**SET PROBLEM**. Would you restate all the data that follows, word for word?

* begin DATA EXTRACT *

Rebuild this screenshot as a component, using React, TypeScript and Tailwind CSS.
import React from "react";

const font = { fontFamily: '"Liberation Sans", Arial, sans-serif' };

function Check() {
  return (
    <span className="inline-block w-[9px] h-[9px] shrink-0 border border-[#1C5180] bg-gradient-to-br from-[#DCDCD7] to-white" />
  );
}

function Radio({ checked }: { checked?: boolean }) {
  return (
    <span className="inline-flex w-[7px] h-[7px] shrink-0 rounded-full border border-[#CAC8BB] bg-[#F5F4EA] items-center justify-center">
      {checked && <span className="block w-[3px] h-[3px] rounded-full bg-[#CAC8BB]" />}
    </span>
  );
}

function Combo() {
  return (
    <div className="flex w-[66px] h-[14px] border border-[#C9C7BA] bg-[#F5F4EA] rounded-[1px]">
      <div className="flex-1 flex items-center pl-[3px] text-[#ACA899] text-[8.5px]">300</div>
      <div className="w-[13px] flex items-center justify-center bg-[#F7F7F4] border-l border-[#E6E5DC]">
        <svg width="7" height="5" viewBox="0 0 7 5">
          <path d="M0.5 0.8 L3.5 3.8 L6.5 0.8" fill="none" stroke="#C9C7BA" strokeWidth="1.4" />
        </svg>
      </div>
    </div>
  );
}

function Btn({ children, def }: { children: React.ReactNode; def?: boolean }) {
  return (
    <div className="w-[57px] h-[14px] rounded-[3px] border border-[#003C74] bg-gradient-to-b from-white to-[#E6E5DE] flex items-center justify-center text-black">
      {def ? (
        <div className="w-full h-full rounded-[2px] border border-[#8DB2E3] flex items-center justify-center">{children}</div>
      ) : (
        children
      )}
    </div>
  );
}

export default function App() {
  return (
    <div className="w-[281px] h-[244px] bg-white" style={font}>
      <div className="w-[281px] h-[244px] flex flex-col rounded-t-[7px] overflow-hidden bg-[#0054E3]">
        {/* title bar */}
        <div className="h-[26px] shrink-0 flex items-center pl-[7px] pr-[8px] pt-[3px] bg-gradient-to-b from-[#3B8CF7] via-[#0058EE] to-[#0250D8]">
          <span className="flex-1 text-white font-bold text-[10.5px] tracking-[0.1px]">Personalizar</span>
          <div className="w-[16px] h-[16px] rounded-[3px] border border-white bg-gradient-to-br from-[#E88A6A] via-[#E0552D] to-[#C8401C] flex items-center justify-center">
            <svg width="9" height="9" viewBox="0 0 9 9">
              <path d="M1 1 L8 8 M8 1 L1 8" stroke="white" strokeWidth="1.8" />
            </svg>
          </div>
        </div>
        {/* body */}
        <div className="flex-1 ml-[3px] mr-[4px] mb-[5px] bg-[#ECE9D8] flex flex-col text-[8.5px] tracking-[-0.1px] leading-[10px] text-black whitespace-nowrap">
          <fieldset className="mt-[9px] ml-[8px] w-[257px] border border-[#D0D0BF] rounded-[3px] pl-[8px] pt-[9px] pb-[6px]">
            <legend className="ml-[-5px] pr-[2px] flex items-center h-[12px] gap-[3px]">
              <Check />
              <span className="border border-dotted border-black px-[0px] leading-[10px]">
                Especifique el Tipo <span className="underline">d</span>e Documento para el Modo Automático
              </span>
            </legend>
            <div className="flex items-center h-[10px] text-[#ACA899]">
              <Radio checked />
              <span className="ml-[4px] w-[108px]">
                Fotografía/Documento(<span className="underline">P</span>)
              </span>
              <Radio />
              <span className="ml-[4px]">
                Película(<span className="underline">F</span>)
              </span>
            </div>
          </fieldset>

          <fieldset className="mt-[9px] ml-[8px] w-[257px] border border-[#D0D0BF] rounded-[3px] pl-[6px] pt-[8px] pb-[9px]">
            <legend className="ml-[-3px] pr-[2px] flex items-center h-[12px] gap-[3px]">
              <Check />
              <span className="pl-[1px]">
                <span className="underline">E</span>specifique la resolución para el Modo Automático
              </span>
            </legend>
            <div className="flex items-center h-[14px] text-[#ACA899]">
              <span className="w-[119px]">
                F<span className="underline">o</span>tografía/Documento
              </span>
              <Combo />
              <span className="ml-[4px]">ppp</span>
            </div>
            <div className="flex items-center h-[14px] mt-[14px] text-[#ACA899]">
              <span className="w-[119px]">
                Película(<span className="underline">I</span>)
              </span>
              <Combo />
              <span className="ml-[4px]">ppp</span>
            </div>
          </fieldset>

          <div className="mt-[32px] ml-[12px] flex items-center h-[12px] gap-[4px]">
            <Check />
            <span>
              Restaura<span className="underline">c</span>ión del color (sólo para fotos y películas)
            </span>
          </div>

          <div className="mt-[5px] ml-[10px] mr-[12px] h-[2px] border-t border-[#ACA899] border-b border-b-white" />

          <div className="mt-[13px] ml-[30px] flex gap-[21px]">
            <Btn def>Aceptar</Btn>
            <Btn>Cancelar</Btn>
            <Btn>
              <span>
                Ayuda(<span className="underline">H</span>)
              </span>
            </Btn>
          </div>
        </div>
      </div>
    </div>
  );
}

* end DATA EXTRACT *

**FINAL RESULT**.
Rebuild this screenshot as a component, using React, TypeScript and Tailwind CSS.
import React from "react";

const font = { fontFamily: '"Liberation Sans", Arial, sans-serif' };

function Check() {
  return (
    <span className="inline-block w-[9px] h-[9px] shrink-0 border border-[#1C5180] bg-gradient-to-br from-[#DCDCD7] to-white" />
  );
}

function Radio({ checked }: { checked?: boolean }) {
  return (
    <span className="inline-flex w-[7px] h-[7px] shrink-0 rounded-full border border-[#CAC8BB] bg-[#F5F4EA] items-center justify-center">
      {checked && <span className="block w-[3px] h-[3px] rounded-full bg-[#CAC8BB]" />}
    </span>
  );
}

function Combo() {
  return (
    <div className="flex w-[66px] h-[14px] border border-[#C9C7BA] bg-[#F5F4EA] rounded-[1px]">
      <div className="flex-1 flex items-center pl-[3px] text-[#ACA899] text-[8.5px]">300</div>
      <div className="w-[13px] flex items-center justify-center bg-[#F7F7F4] border-l border-[#E6E5DC]">
        <svg width="7" height="5" viewBox="0 0 7 5">
          <path d="M0.5 0.8 L3.5 3.8 L6.5 0.8" fill="none" stroke="#C9C7BA" strokeWidth="1.4" />
        </svg>
      </div>
    </div>
  );
}

function Btn({ children, def }: { children: React.ReactNode; def?: boolean }) {
  return (
    <div className="w-[57px] h-[14px] rounded-[3px] border border-[#003C74] bg-gradient-to-b from-white to-[#E6E5DE] flex items-center justify-center text-black">
      {def ? (
        <div className="w-full h-full rounded-[2px] border border-[#8DB2E3] flex items-center justify-center">{children}</div>
      ) : (
        children
      )}
    </div>
  );
}

export default function App() {
  return (
    <div className="w-[281px] h-[244px] bg-white" style={font}>
      <div className="w-[281px] h-[244px] flex flex-col rounded-t-[7px] overflow-hidden bg-[#0054E3]">
        {/* title bar */}
        <div className="h-[26px] shrink-0 flex items-center pl-[7px] pr-[8px] pt-[3px] bg-gradient-to-b from-[#3B8CF7] via-[#0058EE] to-[#0250D8]">
          <span className="flex-1 text-white font-bold text-[10.5px] tracking-[0.1px]">Personalizar</span>
          <div className="w-[16px] h-[16px] rounded-[3px] border border-white bg-gradient-to-br from-[#E88A6A] via-[#E0552D] to-[#C8401C] flex items-center justify-center">
            <svg width="9" height="9" viewBox="0 0 9 9">
              <path d="M1 1 L8 8 M8 1 L1 8" stroke="white" strokeWidth="1.8" />
            </svg>
          </div>
        </div>
        {/* body */}
        <div className="flex-1 ml-[3px] mr-[4px] mb-[5px] bg-[#ECE9D8] flex flex-col text-[8.5px] tracking-[-0.1px] leading-[10px] text-black whitespace-nowrap">
          <fieldset className="mt-[9px] ml-[8px] w-[257px] border border-[#D0D0BF] rounded-[3px] pl-[8px] pt-[9px] pb-[6px]">
            <legend className="ml-[-5px] pr-[2px] flex items-center h-[12px] gap-[3px]">
              <Check />
              <span className="border border-dotted border-black px-[0px] leading-[10px]">
                Especifique el Tipo <span className="underline">d</span>e Documento para el Modo Automático
              </span>
            </legend>
            <div className="flex items-center h-[10px] text-[#ACA899]">
              <Radio checked />
              <span className="ml-[4px] w-[108px]">
                Fotografía/Documento(<span className="underline">P</span>)
              </span>
              <Radio />
              <span className="ml-[4px]">
                Película(<span className="underline">F</span>)
              </span>
            </div>
          </fieldset>

          <fieldset className="mt-[9px] ml-[8px] w-[257px] border border-[#D0D0BF] rounded-[3px] pl-[6px] pt-[8px] pb-[9px]">
            <legend className="ml-[-3px] pr-[2px] flex items-center h-[12px] gap-[3px]">
              <Check />
              <span className="pl-[1px]">
                <span className="underline">E</span>specifique la resolución para el Modo Automático
              </span>
            </legend>
            <div className="flex items-center h-[14px] text-[#ACA899]">
              <span className="w-[119px]">
                F<span className="underline">o</span>tografía/Documento
              </span>
              <Combo />
              <span className="ml-[4px]">ppp</span>
            </div>
            <div className="flex items-center h-[14px] mt-[14px] text-[#ACA899]">
              <span className="w-[119px]">
                Película(<span className="underline">I</span>)
              </span>
              <Combo />
              <span className="ml-[4px]">ppp</span>
            </div>
          </fieldset>

          <div className="mt-[32px] ml-[12px] flex items-center h-[12px] gap-[4px]">
            <Check />
            <span>
              Restaura<span className="underline">c</span>ión del color (sólo para fotos y películas)
            </span>
          </div>

          <div className="mt-[5px] ml-[10px] mr-[12px] h-[2px] border-t border-[#ACA899] border-b border-b-white" />

          <div className="mt-[13px] ml-[30px] flex gap-[21px]">
            <Btn def>Aceptar</Btn>
            <Btn>Cancelar</Btn>
            <Btn>
              <span>
                Ayuda(<span className="underline">H</span>)
              </span>
            </Btn>
          </div>
        </div>
      </div>
    </div>
  );
}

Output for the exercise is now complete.